6. The Adjustment Bureau
Probably playing in an adjacent cinema to Source Code is another Philip K. Dick adaptation. It doesn’t quite have the momentum or elegance, but it does feature a valiant attempt by Matt Damon to forestall the inevitable (i.e. God and fate) by actually fulfilling the original inevitable. No the film is not as complicated as that last sentence, but it does cover more than a few ecclesiastical and existential hurdles along its merry way to an ending that is either sappily positive or subversively negative. Take your pick.
7. Groundhog Day
An obvious reference point for Source Code, as Bill Murray spends an endless cycle repetition (decades by one account on the internet) reliving one day in Punxsutawney to either see if the local groundhog will see his shadow or get into Andie MacDowell’s pants. Harold Ramis and company have a lot more fun with the concept than Duncan Jones, albeit Source Code has plenty of fun and there have been many serious papers written on Groundhog Day. Go Figure.
8. Inception
BWAAH! Yes, this film, albeit also quite recent, is on the list if only that one could live a life or three in the dilated time in a-dream-within-a-dream-within-a-dream.
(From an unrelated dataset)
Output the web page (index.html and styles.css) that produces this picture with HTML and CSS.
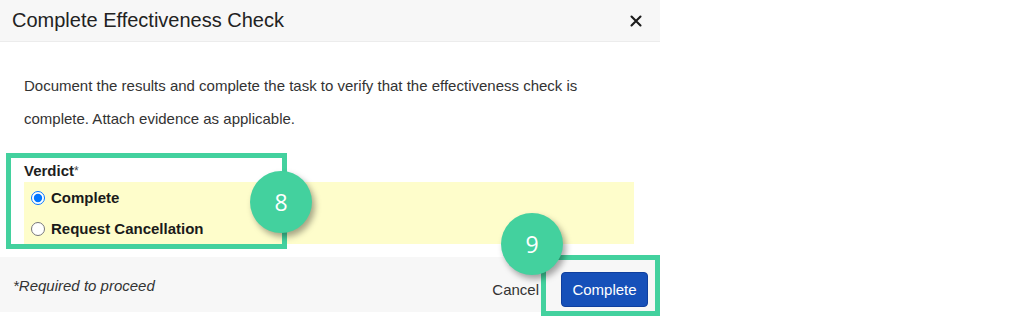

While Source Code, and many of the films in this list come with the message to savour each minute. The Nolan brothers indicate that the wells of the brain are deep enough to dwell between seconds if only you dream hard enough. It’s a wonderful idea that is only hinted at in the film, and seemingly outright rejected by those few with the opportunity to do so (Marion Cotillard and Ken Watanabe, for instance, are both happy to get out of that situation) although the whole film could possibly be Leonardo DiCaprio’s character opting to stay. Either way, much like Source Code, it gets at metaphysics by way of big-action-movie syntax. An unusual way to approach the subject.